◆ WHAT YOU WILL DO: Quote the whole listing exactly. Leave the pictures out of your copy.

╭──

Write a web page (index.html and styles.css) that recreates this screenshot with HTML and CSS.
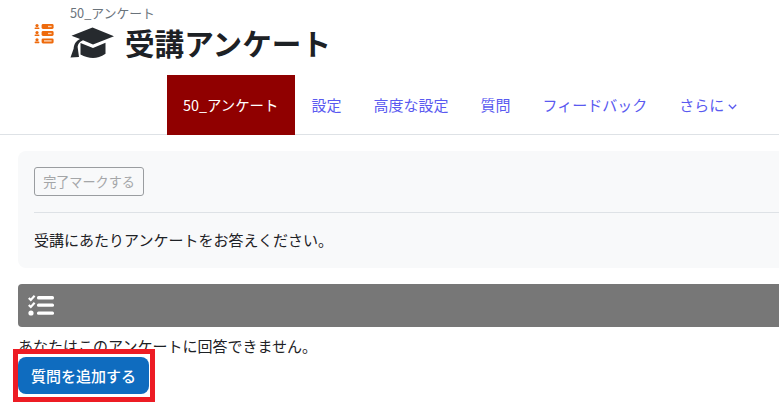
FILE: index.html
```html
<!DOCTYPE html>
<html lang="ja">
<head>
    <meta charset="UTF-8">
    <title>受講アンケート</title>
    <link rel="stylesheet" href="styles.css">
</head>
<body>

<header class="page-header">
    <svg class="activity-icon" viewBox="0 0 20 22" width="20" height="22">
        <g fill="#ee6a0c">
            <circle cx="3" cy="2.6" r="1.6"/><rect x="0.6" y="4.4" width="4.8" height="1.6" rx="0.6"/>
            <circle cx="3" cy="9.6" r="1.6"/><rect x="0.6" y="11.4" width="4.8" height="1.6" rx="0.6"/>
            <circle cx="3" cy="16.8" r="1.6"/><rect x="0.6" y="18.6" width="4.8" height="1.6" rx="0.6"/>
            <rect x="7.6" y="1" width="12" height="5" rx="1.4"/>
            <rect x="7.6" y="8" width="12" height="5" rx="1.4"/>
            <rect x="7.6" y="15.4" width="12" height="5" rx="1.4"/>
        </g>
        <g fill="#fbd3b4">
            <rect x="14" y="2.8" width="3.6" height="1.4"/>
            <rect x="14" y="9.8" width="3.6" height="1.4"/>
            <rect x="10" y="17.2" width="7.6" height="1.4"/>
        </g>
    </svg>
    <div class="header-text">
        <div class="breadcrumb">50_アンケート</div>
        <h1 class="page-title">
            <svg class="hat-icon" viewBox="0 0 44 32" width="44" height="31" preserveAspectRatio="none">
                <path fill="#262a2e" d="M22.5 0.5 L44 9.5 L23 18 L13 13.8 C9.5 15.2 8 17.5 7.6 20.5 L9 31 L0.5 31.5 L3.6 22.5 C4 17 6.5 14 10 12.3 L1.5 9 Z"/>
                <path fill="#262a2e" d="M10.5 16.5 L23 21.6 L35.5 16.3 L35.5 27.5 C31 30.6 27 32 23 32 C19 32 14.5 30.8 10.5 28.5 Z"/>
            </svg>
            <span>受講アンケート</span>
        </h1>
    </div>
</header>

<nav class="tabs">
    <a class="tab active" href="#">50_アンケート</a>
    <a class="tab" href="#">設定</a>
    <a class="tab" href="#">高度な設定</a>
    <a class="tab" href="#">質問</a>
    <a class="tab" href="#">フィードバック</a>
    <a class="tab" href="#">さらに
        <svg class="caret" viewBox="0 0 9 6" width="9" height="6"><path d="M0.8 0.8 L4.5 4.5 L8.2 0.8" fill="none" stroke="#5a5af0" stroke-width="1.3"/></svg>
    </a>
</nav>

<main class="content">
    <section class="intro-card">
        <button class="complete-btn" type="button">完了マークする</button>
        <hr class="divider">
        <p class="intro-text">受講にあたりアンケートをお答えください。</p>
    </section>

    <div class="section-bar">
        <svg viewBox="0 0 26 21" width="26" height="21">
            <path d="M0.8 3 L2.8 5 L6.6 0.8 M0.8 10 L2.8 12 L6.6 7.8" fill="none" stroke="#fff" stroke-width="2.2"/>
            <circle cx="3" cy="18" r="2.6" fill="#fff"/>
            <g fill="#fff">
                <rect x="9" y="1" width="17" height="3.4" rx="1.5"/>
                <rect x="9" y="8.4" width="17" height="3.4" rx="1.5"/>
                <rect x="9" y="16.4" width="17" height="3.4" rx="1.5"/>
            </g>
        </svg>
    </div>

    <p class="notice">あなたはこのアンケートに回答できません。</p>

    <div class="add-wrap">
        <button class="add-btn" type="button">質問を追加する</button>
        <div class="highlight"></div>
    </div>
</main>

</body>
</html>
```

FILE: styles.css
```css
body {
    margin: 0;
    width: 779px;
    height: 411px;
    overflow: hidden;
    background-color: #fff;
    color: #1d2125;
    font-family: "Noto Sans CJK JP", "Noto Sans", sans-serif;
    font-size: 15px;
}

/* Header */
.page-header {
    display: flex;
    height: 75px;
    padding-left: 34px;
    box-sizing: border-box;
}

.activity-icon {
    margin-top: 23px;
    margin-right: 16px;
}

.breadcrumb {
    margin-top: 4px;
    font-size: 12.8px;
    line-height: 17px;
    color: #6a737b;
}

.page-title {
    display: flex;
    align-items: center;
    gap: 11px;
    margin: 2px 0 0;
    font-size: 29.6px;
    font-weight: 700;
    line-height: 40px;
}

.hat-icon {
    margin-top: -2px;
}

/* Tabs */
.tabs {
    display: flex;
    align-items: center;
    height: 60px;
    padding-left: 167px;
    border-bottom: 1px solid #dee2e6;
    box-sizing: border-box;
}

.tab {
    padding: 0 16px;
    font-size: 15px;
    color: #5a5af0;
    text-decoration: none;
    white-space: nowrap;
}

.tab.active {
    display: flex;
    align-items: center;
    height: 60px;
    padding: 0 17px 0 16px;
    font-size: 14.4px;
    background-color: #900000;
    color: #fff;
}

.caret {
    vertical-align: 1px;
}

/* Content */
.content {
    width: 900px;
    padding: 16px 0 0 18px;
}

.intro-card {
    padding: 16px;
    height: 117px;
    box-sizing: border-box;
    background-color: #f8f9fa;
    border-radius: 8px;
}

.complete-btn {
    display: block;
    width: 110px;
    height: 29px;
    padding: 0;
    font-family: inherit;
    font-size: 13.1px;
    color: #a4a6a8;
    background: transparent;
    border: 1px solid #9a9da0;
    border-radius: 3px;
}

.divider {
    margin: 16px 0 0;
    border: 0;
    border-top: 1px solid #dee2e6;
}

.intro-text {
    margin: 16px 0 0;
    line-height: 21px;
}

.section-bar {
    display: flex;
    align-items: center;
    height: 43px;
    margin-top: 16px;
    padding-left: 10px;
    background-color: #777;
    border-radius: 4px;
}

.notice {
    margin: 8px 0 0;
    line-height: 21px;
}

.add-wrap {
    position: relative;
    margin-top: 1px;
}

.add-btn {
    display: block;
    width: 131px;
    height: 37px;
    padding: 0;
    font-family: inherit;
    font-size: 15px;
    font-weight: 500;
    color: #fff;
    background-color: #0f6cbf;
    border: 0;
    border-radius: 8px;
}

/* Red annotation drawn over the screenshot */
.highlight {
    position: absolute;
    left: -5px;
    top: -8px;
    width: 132px;
    height: 43px;
    border: 5px solid #ed1c24;
}
```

╰──

◆ TASK RESULT:
Write a web page (index.html and styles.css) that recreates this screenshot with HTML and CSS.
FILE: index.html
```html
<!DOCTYPE html>
<html lang="ja">
<head>
    <meta charset="UTF-8">
    <title>受講アンケート</title>
    <link rel="stylesheet" href="styles.css">
</head>
<body>

<header class="page-header">
    <svg class="activity-icon" viewBox="0 0 20 22" width="20" height="22">
        <g fill="#ee6a0c">
            <circle cx="3" cy="2.6" r="1.6"/><rect x="0.6" y="4.4" width="4.8" height="1.6" rx="0.6"/>
            <circle cx="3" cy="9.6" r="1.6"/><rect x="0.6" y="11.4" width="4.8" height="1.6" rx="0.6"/>
            <circle cx="3" cy="16.8" r="1.6"/><rect x="0.6" y="18.6" width="4.8" height="1.6" rx="0.6"/>
            <rect x="7.6" y="1" width="12" height="5" rx="1.4"/>
            <rect x="7.6" y="8" width="12" height="5" rx="1.4"/>
            <rect x="7.6" y="15.4" width="12" height="5" rx="1.4"/>
        </g>
        <g fill="#fbd3b4">
            <rect x="14" y="2.8" width="3.6" height="1.4"/>
            <rect x="14" y="9.8" width="3.6" height="1.4"/>
            <rect x="10" y="17.2" width="7.6" height="1.4"/>
        </g>
    </svg>
    <div class="header-text">
        <div class="breadcrumb">50_アンケート</div>
        <h1 class="page-title">
            <svg class="hat-icon" viewBox="0 0 44 32" width="44" height="31" preserveAspectRatio="none">
                <path fill="#262a2e" d="M22.5 0.5 L44 9.5 L23 18 L13 13.8 C9.5 15.2 8 17.5 7.6 20.5 L9 31 L0.5 31.5 L3.6 22.5 C4 17 6.5 14 10 12.3 L1.5 9 Z"/>
                <path fill="#262a2e" d="M10.5 16.5 L23 21.6 L35.5 16.3 L35.5 27.5 C31 30.6 27 32 23 32 C19 32 14.5 30.8 10.5 28.5 Z"/>
            </svg>
            <span>受講アンケート</span>
        </h1>
    </div>
</header>

<nav class="tabs">
    <a class="tab active" href="#">50_アンケート</a>
    <a class="tab" href="#">設定</a>
    <a class="tab" href="#">高度な設定</a>
    <a class="tab" href="#">質問</a>
    <a class="tab" href="#">フィードバック</a>
    <a class="tab" href="#">さらに
        <svg class="caret" viewBox="0 0 9 6" width="9" height="6"><path d="M0.8 0.8 L4.5 4.5 L8.2 0.8" fill="none" stroke="#5a5af0" stroke-width="1.3"/></svg>
    </a>
</nav>

<main class="content">
    <section class="intro-card">
        <button class="complete-btn" type="button">完了マークする</button>
        <hr class="divider">
        <p class="intro-text">受講にあたりアンケートをお答えください。</p>
    </section>

    <div class="section-bar">
        <svg viewBox="0 0 26 21" width="26" height="21">
            <path d="M0.8 3 L2.8 5 L6.6 0.8 M0.8 10 L2.8 12 L6.6 7.8" fill="none" stroke="#fff" stroke-width="2.2"/>
            <circle cx="3" cy="18" r="2.6" fill="#fff"/>
            <g fill="#fff">
                <rect x="9" y="1" width="17" height="3.4" rx="1.5"/>
                <rect x="9" y="8.4" width="17" height="3.4" rx="1.5"/>
                <rect x="9" y="16.4" width="17" height="3.4" rx="1.5"/>
            </g>
        </svg>
    </div>

    <p class="notice">あなたはこのアンケートに回答できません。</p>

    <div class="add-wrap">
        <button class="add-btn" type="button">質問を追加する</button>
        <div class="highlight"></div>
    </div>
</main>

</body>
</html>
```

FILE: styles.css
```css
body {
    margin: 0;
    width: 779px;
    height: 411px;
    overflow: hidden;
    background-color: #fff;
    color: #1d2125;
    font-family: "Noto Sans CJK JP", "Noto Sans", sans-serif;
    font-size: 15px;
}

/* Header */
.page-header {
    display: flex;
    height: 75px;
    padding-left: 34px;
    box-sizing: border-box;
}

.activity-icon {
    margin-top: 23px;
    margin-right: 16px;
}

.breadcrumb {
    margin-top: 4px;
    font-size: 12.8px;
    line-height: 17px;
    color: #6a737b;
}

.page-title {
    display: flex;
    align-items: center;
    gap: 11px;
    margin: 2px 0 0;
    font-size: 29.6px;
    font-weight: 700;
    line-height: 40px;
}

.hat-icon {
    margin-top: -2px;
}

/* Tabs */
.tabs {
    display: flex;
    align-items: center;
    height: 60px;
    padding-left: 167px;
    border-bottom: 1px solid #dee2e6;
    box-sizing: border-box;
}

.tab {
    padding: 0 16px;
    font-size: 15px;
    color: #5a5af0;
    text-decoration: none;
    white-space: nowrap;
}

.tab.active {
    display: flex;
    align-items: center;
    height: 60px;
    padding: 0 17px 0 16px;
    font-size: 14.4px;
    background-color: #900000;
    color: #fff;
}

.caret {
    vertical-align: 1px;
}

/* Content */
.content {
    width: 900px;
    padding: 16px 0 0 18px;
}

.intro-card {
    padding: 16px;
    height: 117px;
    box-sizing: border-box;
    background-color: #f8f9fa;
    border-radius: 8px;
}

.complete-btn {
    display: block;
    width: 110px;
    height: 29px;
    padding: 0;
    font-family: inherit;
    font-size: 13.1px;
    color: #a4a6a8;
    background: transparent;
    border: 1px solid #9a9da0;
    border-radius: 3px;
}

.divider {
    margin: 16px 0 0;
    border: 0;
    border-top: 1px solid #dee2e6;
}

.intro-text {
    margin: 16px 0 0;
    line-height: 21px;
}

.section-bar {
    display: flex;
    align-items: center;
    height: 43px;
    margin-top: 16px;
    padding-left: 10px;
    background-color: #777;
    border-radius: 4px;
}

.notice {
    margin: 8px 0 0;
    line-height: 21px;
}

.add-wrap {
    position: relative;
    margin-top: 1px;
}

.add-btn {
    display: block;
    width: 131px;
    height: 37px;
    padding: 0;
    font-family: inherit;
    font-size: 15px;
    font-weight: 500;
    color: #fff;
    background-color: #0f6cbf;
    border: 0;
    border-radius: 8px;
}

/* Red annotation drawn over the screenshot */
.highlight {
    position: absolute;
    left: -5px;
    top: -8px;
    width: 132px;
    height: 43px;
    border: 5px solid #ed1c24;
}
```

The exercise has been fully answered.